= Swinton Boult =

Swinton Boult (1809–1876), was a secretary and director of the Liverpool, London, and Globe Insurance Company.

==Career==
Boult commenced his life in Liverpool as local agent for insurance offices. In 1836 he founded the Liverpool Fire Office, which, after struggling with many difficulties, became, through Boult's energy, the largest fire insurance office in the world. After the great fire at the Liverpool docklands in 1842, Boult offered to the merchants of Liverpool opportunities of insuring their merchandise against fire in the various parts of the world where it was lying awaiting transshipment. Agencies, which proved very successful, were gradually opened in various parts of America and Canada, in the Baltic, in the Mediterranean, and afterwards in the East generally, and in Australia. About 1848 the company, on account of the number of its London clients, became known as the "Liverpool and London"; in 1864, on absorbing the business of the Globe Insurance Company and under the authority of parliament, the title of Liverpool, London, and Globe was assumed. At its height, the company operated throughout the Commonwealth and the United States. In 1919, it was acquired by Royal Insurance.
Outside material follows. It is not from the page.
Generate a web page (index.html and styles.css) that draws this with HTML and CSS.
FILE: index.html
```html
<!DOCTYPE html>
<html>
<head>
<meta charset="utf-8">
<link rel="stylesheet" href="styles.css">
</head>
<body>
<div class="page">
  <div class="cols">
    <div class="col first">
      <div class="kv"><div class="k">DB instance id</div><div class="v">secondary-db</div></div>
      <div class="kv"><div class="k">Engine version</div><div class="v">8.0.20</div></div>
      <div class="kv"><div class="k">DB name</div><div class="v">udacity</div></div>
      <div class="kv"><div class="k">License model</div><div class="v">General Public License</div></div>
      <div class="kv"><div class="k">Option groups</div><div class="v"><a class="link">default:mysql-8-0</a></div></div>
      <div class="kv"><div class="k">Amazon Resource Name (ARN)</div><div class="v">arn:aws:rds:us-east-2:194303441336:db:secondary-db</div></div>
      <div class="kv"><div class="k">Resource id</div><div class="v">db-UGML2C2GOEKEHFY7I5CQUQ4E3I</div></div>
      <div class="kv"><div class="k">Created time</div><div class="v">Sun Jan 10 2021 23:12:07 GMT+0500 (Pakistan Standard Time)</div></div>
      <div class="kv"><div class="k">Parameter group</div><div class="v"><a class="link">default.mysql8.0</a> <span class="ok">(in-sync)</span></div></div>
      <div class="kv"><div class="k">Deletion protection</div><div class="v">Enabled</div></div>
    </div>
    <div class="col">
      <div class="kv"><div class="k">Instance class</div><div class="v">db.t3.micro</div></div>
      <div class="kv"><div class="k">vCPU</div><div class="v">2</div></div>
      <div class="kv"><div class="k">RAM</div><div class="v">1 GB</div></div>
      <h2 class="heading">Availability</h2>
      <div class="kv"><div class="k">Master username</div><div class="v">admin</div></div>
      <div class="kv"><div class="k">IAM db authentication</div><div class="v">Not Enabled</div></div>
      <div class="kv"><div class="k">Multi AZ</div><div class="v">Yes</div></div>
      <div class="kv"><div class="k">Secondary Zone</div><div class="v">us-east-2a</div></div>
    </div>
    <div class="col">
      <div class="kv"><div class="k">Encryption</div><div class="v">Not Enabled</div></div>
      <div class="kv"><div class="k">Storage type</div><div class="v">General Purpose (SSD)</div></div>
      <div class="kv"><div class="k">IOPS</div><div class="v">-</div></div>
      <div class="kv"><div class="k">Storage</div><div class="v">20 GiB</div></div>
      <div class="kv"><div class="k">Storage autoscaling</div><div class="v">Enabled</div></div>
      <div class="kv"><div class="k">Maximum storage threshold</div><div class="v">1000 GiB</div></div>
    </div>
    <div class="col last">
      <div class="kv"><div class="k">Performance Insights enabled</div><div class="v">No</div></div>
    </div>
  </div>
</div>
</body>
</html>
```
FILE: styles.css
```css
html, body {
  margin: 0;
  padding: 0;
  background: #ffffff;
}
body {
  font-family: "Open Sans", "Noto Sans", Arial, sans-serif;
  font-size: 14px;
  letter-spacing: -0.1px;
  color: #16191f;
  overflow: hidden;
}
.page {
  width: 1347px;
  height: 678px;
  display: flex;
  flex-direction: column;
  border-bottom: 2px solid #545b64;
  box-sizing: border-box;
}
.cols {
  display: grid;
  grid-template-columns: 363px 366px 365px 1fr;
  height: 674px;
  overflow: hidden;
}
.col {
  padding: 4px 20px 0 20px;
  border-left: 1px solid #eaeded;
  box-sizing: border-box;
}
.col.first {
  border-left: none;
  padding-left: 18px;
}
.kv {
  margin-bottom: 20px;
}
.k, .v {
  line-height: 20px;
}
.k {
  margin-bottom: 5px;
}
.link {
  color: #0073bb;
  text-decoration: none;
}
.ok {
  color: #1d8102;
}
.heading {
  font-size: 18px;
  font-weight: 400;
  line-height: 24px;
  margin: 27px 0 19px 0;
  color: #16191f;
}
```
Boult was the principal means of introducing tariff rating as applied to cotton mills, whereby real improvements in construction are taken into account in determining the premiums; he originated the Liverpool Salvage Committee, did much to secure the passing of the Liverpool Fire Prevention Act, and devised a uniform policy for the tariff fire offices. He made a circuit of the globe in order to render himself familiar with the real nature of the fire risks which his company, in common with other fire offices, was called upon to accept; became managing director of his company, and gave evidence before various parliamentary committees on points affecting the practice of fire insurance, especially before that on fire protection which sat in 1867. He died on 8 July 1876, aged 67.